7 Mistakes You're Making with Trade Spend Strategy (and How to Fix Them Before Your Next KeHE Review)

Your KeHE review is coming. And if your trade spend strategy is a mess, you're walking into that meeting with a target on your back.

Here's the reality: most emerging CPG brands think trade spend should run around 10-20% of revenue. That's the textbook number. But in practice? It's creeping toward 30% or higher: often without you realizing it. And when KeHE sees a brand hemorrhaging margin on promotions that don't drive velocity, they don't increase your distribution. They cut you.

Trade spend is supposed to be an investment in growth. But for most brands, it's a black hole of deductions, poorly tracked promotions, and agreements made under pressure that destroy profitability. Let's fix that before your next review.

1. You Don't Know Your True Cost Per SKU

Most brands price their products based on what competitors charge or what the retailer demands. That's not strategy: that's guessing.

If you don't have a fully loaded cost model by SKU, you're flying blind. That model needs to include your actual COGS (ingredients, packaging, yield loss), freight costs, distributor margins, retailer margins, slotting fees, promotional costs, and every deduction that hits your P&L.

The Fix: Build a SKU-level cost architecture before you agree to another promotion. When KeHE asks you to run a 20% off deal, you need to know immediately whether that promotion keeps you profitable or puts you underwater. Most brands realize too late that they're losing money on every incremental case sold during a promo. That's not growth: that's subsidizing your own failure.

2. Your Trade Spend Doesn't Align with Your Brand Strategy

You're replicating last year's trade spend because that's what you did last year. But the market has changed. Consumer behavior has shifted. And your retail relationships aren't the same.

Trade spend decisions need to ladder up to your business objectives. If you're investing heavily in a retailer that drives low velocity and high deductions, you're misallocating capital. If your sales and marketing teams have conflicting incentives: one chasing volume, the other chasing margin: you'll never get alignment.

The Fix: Audit where your trade dollars are going. Which retailers, which SKUs, which promotions. Then ask: does this align with where we're trying to take the business? If KeHE is your strategic partner for long-term distribution, your trade investment should reflect that. If a retailer is burning through your margin without delivering velocity, cut them loose or renegotiate terms.

3. You're Over-Relying on Everyday Low Pricing (EDLP)

EDLP is a trap for emerging brands. It's often used to cover weak product positioning or to meet retailer pricing demands. The problem? When EDLP consumes 60-70% or more of your total trade budget, you've locked yourself into a pricing structure that makes it nearly impossible to measure ROI.

If you can't calculate ROI on half your trade investment, you're not managing trade spend: you're just hoping it works.

The Fix: Review your list price structure.
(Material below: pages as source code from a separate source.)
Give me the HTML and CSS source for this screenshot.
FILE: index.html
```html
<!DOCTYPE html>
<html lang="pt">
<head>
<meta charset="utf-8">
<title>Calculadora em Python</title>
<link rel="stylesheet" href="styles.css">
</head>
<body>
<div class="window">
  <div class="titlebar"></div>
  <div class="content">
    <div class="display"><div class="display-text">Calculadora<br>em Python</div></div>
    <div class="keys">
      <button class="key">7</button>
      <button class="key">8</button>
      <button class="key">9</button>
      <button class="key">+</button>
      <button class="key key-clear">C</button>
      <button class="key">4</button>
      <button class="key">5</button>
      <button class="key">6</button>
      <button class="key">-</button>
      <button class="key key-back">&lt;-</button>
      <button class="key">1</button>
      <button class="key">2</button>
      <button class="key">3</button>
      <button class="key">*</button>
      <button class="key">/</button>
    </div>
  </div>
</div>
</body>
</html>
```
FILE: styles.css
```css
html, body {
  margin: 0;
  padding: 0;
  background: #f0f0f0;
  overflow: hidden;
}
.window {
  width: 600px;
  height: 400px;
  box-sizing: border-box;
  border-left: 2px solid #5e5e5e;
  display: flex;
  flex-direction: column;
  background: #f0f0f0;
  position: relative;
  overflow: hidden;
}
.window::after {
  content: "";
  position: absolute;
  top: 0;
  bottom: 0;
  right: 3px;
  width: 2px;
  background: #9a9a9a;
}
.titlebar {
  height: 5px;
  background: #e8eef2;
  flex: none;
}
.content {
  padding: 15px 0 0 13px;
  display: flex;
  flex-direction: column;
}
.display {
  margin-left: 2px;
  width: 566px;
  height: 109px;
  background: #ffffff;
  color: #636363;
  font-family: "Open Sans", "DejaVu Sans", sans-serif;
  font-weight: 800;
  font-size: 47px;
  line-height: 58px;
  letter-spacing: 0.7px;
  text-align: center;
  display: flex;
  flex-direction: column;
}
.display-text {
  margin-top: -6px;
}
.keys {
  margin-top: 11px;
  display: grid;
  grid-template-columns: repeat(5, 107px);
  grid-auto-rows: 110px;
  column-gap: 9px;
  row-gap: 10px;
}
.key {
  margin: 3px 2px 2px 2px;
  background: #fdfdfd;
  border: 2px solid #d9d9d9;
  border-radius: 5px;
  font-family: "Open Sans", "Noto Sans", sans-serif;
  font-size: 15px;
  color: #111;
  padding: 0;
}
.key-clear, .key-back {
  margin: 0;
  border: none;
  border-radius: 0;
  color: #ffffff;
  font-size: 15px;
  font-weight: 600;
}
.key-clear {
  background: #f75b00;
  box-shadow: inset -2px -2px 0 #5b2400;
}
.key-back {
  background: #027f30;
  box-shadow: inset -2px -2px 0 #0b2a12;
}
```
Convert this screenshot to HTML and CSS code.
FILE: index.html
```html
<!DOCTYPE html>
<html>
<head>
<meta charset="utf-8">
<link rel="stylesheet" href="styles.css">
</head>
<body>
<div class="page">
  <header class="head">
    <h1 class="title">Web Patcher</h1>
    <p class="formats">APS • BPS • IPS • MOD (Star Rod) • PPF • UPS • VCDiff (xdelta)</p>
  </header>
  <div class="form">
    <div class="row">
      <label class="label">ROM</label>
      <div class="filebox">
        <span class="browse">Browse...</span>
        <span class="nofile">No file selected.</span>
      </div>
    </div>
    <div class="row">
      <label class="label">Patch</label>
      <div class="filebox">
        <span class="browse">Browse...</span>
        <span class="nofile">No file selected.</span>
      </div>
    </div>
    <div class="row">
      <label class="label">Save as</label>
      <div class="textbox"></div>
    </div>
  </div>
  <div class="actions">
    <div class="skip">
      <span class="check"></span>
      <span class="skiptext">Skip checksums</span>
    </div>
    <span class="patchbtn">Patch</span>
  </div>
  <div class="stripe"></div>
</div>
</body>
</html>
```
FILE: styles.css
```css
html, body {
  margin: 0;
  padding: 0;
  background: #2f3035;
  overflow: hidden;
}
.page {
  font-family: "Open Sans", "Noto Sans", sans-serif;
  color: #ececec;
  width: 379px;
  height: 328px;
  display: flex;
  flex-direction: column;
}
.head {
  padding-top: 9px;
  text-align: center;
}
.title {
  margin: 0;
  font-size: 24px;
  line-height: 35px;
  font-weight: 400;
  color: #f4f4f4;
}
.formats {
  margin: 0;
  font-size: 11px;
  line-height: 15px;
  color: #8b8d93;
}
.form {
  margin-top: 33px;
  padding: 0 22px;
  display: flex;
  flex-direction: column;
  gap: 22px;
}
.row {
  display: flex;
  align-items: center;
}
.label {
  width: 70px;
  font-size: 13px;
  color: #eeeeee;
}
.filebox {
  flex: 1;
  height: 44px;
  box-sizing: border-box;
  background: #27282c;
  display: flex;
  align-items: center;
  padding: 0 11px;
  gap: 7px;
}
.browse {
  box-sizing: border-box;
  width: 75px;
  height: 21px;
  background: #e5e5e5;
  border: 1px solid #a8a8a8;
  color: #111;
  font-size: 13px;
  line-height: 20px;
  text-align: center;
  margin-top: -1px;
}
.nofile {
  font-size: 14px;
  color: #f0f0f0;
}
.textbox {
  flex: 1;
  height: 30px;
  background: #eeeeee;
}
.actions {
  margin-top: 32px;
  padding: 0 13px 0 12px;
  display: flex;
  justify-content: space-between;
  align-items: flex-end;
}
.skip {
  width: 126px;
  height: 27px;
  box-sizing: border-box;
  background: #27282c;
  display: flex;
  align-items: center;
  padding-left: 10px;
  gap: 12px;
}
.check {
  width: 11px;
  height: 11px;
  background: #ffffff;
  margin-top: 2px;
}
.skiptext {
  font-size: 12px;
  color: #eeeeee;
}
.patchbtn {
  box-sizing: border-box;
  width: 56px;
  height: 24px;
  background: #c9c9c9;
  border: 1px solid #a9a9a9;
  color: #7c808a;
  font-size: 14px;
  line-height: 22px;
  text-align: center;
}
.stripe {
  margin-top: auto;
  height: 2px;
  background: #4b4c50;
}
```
If you're using EDLP to compensate for weak pricing strategy, fix your pricing first. Your product's value proposition should justify its shelf price without constant discounting. Save your trade dollars for tactical, high-ROI promotions that drive measurable lift: not permanent price erosion.

4. Your Promotion Agreements Are Vague and Incomplete

Retailer deductions don't appear out of nowhere. They show up because your promotion agreements were incomplete, verbal, or missing critical details.

When you agree to a promotion without documenting SKU-specific details, merchandising expectations, back-stock levels, and performance benchmarks, you're setting yourself up for billing disputes. The retailer expects one thing. You deliver another. And you eat the deduction.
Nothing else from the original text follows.